Start with a clear promise to a specific customer: what they get, how fast, and at what price point. “Modern Filipino lunch bowls in 8 minutes under $14” is easier to execute than “global fusion for everyone.” Concepts that fit a clear daypart (breakfast, lunch, late night) also make staffing and prep more predictable.

Validate demand with concrete checks. Spend a few days counting foot traffic at target times, and compare nearby competitors’ wait times and average check. If similar places are busy, you don’t need to copy them, but you do need a differentiator: speed, portion, experience, dietary focus, or a signature item people will talk about.

Keep early complexity low. A tight menu of 12–20 items is often easier to manage than 40, and it reduces waste while you learn. In most first-time builds, fewer ingredients and fewer cooking methods mean fewer training hours, fewer mistakes, and better consistency.

2) Build a numbers-first plan (before you sign a lease)

Most restaurant failures come from math, not food. You need a basic model that ties sales volume to costs. As a starting point, many full-service restaurants target food cost around 28–35% of sales, labor around 25–35%, occupancy (rent plus common charges) often 6–10%, and the remainder must cover utilities, marketing, repairs, software, insurance, and profit. If your concept can’t work within a realistic range, adjust portion size, price, service style, or hours.

Budget your startup with buffers. Build-out and equipment can easily run into the tens or hundreds of thousands depending on size and condition. Add soft costs like licenses, permits, professional fees, initial inventory, smallwares, deposits, and pre-opening payroll. A practical rule is to keep a contingency of 10–20% for surprises such as electrical upgrades, grease trap requirements, ventilation work, or delayed inspections.

Choose a location that fits your throughput. A high-rent spot can work if you have strong turnover and consistent traffic; a lower-rent spot can work if you’re destination-worthy or delivery-heavy. When evaluating space, measure what matters: kitchen line length, storage, loading access, and restroom capacity. A beautiful dining room won’t save a kitchen that can’t produce during peak.
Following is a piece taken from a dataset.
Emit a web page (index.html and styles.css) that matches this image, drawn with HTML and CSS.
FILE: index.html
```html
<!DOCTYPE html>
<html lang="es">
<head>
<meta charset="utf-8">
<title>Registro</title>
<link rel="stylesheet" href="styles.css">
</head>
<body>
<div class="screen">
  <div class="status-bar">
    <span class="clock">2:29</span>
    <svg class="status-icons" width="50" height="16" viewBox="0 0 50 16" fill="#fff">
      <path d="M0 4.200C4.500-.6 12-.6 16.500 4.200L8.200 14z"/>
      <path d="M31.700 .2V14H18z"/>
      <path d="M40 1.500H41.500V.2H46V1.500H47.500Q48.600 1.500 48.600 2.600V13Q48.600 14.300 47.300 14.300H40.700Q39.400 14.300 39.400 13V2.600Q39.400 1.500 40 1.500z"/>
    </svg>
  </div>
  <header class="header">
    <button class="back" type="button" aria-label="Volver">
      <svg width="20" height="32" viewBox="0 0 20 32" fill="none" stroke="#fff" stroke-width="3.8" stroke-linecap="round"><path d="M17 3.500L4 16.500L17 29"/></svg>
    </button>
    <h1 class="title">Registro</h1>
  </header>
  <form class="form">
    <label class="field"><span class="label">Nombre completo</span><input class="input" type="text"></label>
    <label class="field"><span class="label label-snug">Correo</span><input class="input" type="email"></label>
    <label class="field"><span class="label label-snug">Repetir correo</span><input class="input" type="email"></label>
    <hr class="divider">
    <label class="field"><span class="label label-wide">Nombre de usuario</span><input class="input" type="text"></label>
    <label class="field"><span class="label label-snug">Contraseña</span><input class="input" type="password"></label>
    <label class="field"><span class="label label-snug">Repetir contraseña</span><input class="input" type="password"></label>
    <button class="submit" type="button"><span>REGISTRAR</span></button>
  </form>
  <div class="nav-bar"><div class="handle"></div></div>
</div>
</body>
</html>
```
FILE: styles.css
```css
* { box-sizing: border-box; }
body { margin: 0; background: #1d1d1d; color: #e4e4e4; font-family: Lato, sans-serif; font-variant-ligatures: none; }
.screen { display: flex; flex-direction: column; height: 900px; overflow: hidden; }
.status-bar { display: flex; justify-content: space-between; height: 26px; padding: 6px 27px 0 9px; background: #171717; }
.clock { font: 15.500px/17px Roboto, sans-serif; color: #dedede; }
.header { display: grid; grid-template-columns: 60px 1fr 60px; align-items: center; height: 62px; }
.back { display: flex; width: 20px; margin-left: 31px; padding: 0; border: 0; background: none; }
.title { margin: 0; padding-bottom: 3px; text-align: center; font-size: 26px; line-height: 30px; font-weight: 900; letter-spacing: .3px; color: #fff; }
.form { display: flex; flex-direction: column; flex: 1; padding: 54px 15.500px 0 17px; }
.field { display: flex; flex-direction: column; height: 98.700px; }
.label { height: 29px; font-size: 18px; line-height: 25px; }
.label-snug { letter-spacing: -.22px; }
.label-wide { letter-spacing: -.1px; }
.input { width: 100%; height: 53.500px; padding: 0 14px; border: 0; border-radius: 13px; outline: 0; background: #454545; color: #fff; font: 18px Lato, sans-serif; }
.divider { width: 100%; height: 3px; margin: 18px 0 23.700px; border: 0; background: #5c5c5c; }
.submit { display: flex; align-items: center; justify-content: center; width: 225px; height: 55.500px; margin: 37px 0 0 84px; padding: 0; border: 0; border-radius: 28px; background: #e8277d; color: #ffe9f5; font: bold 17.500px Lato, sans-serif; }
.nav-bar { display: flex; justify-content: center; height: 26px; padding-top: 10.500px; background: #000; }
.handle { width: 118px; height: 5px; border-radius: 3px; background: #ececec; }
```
3) Design operations that scale and stay consistent

To understand how to open a restaurant successfully, treat operations as a product. Write simple standards for prep, cooking, plating, cleaning, and guest recovery. One clear checklist per station beats a thick manual nobody reads. Consistency is what turns a good opening week into steady month-six sales.

Engineer the menu for speed and margin. Create recipes with exact weights, yields, and plating steps, then cost them ingredient by ingredient. Use contribution margin (price minus food cost) to identify which items fund the business. A dish with a 32% food cost can be a hero if it sells fast and is easy to execute; a dish with a 24% food cost can still be a problem if it ties up the grill for 12 minutes.
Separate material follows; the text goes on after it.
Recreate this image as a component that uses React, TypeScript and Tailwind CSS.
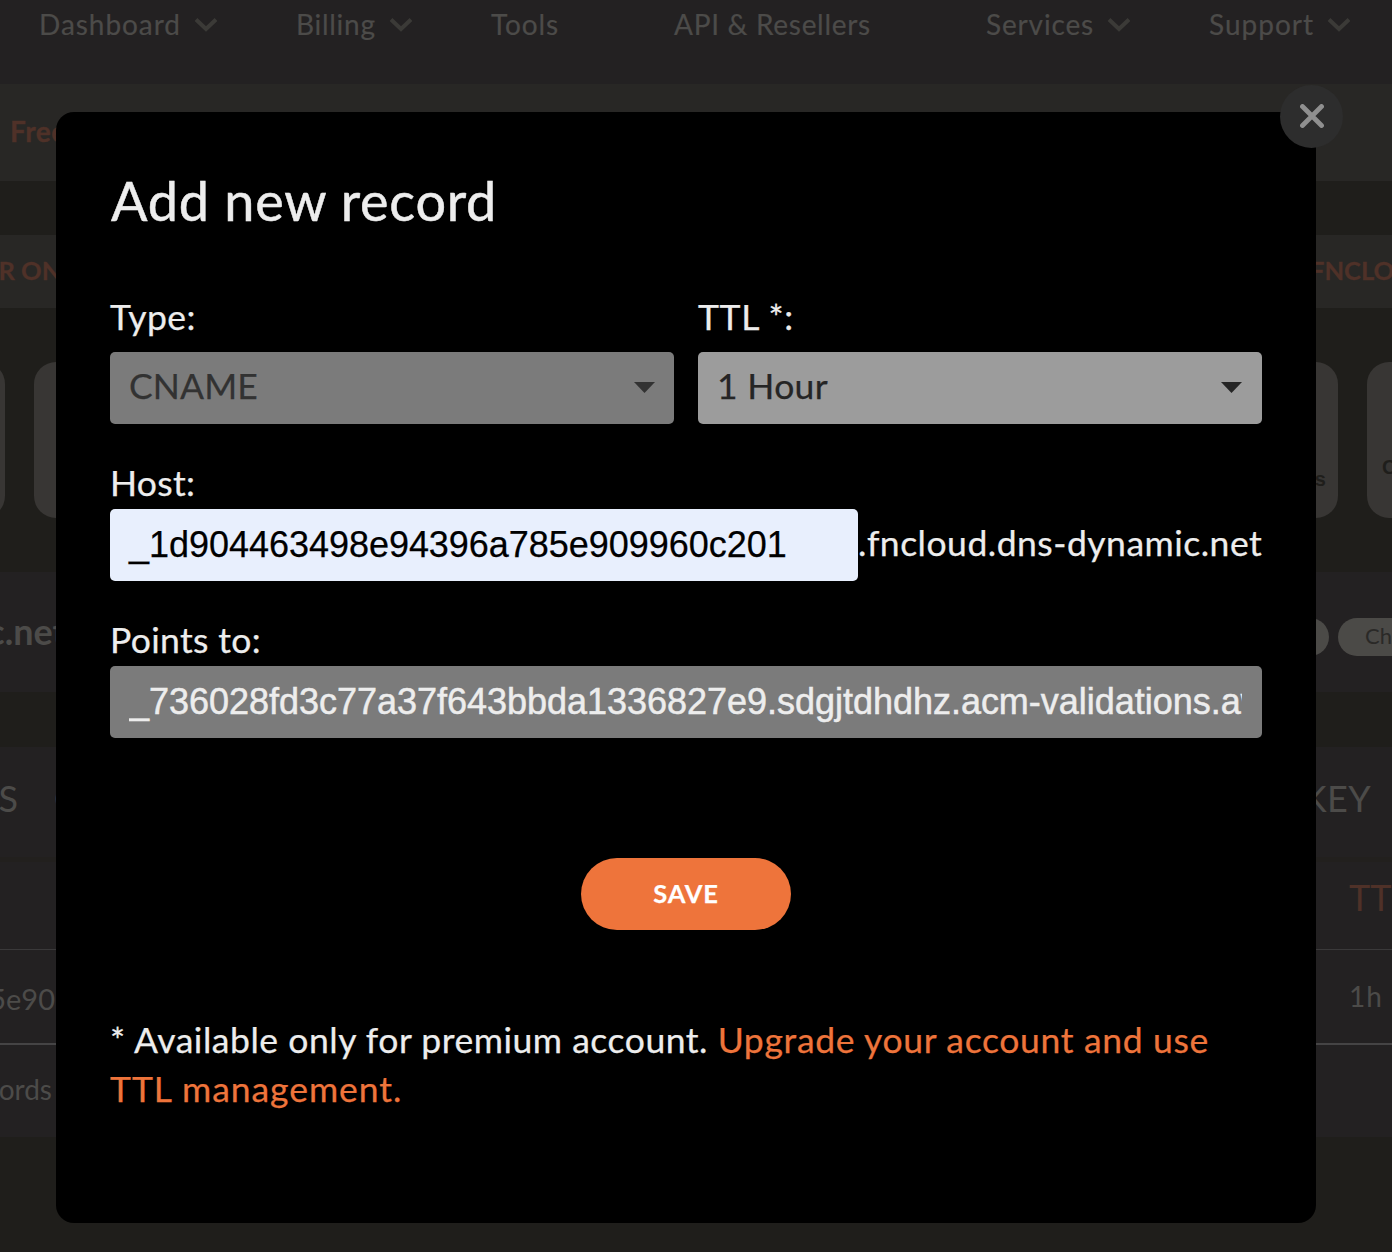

Plan staffing around peak hours, not hopes. Map your busiest two-hour window and ensure you can deliver quality with the smallest practical team. Cross-train where possible, but avoid fragile schedules that collapse when one person calls out. Before opening, run at least two full mock services: one for timing and one for stress testing, aiming to meet ticket-time targets (for example, 10–15 minutes for quick service, 18–25 minutes for casual full-service) without sacrificing accuracy.

Conclusion

How to open a restaurant comes down to aligning concept, math, and repeatable systems: pick a focused offer, confirm the numbers work at realistic volumes, and build daily operations that deliver quality under pressure.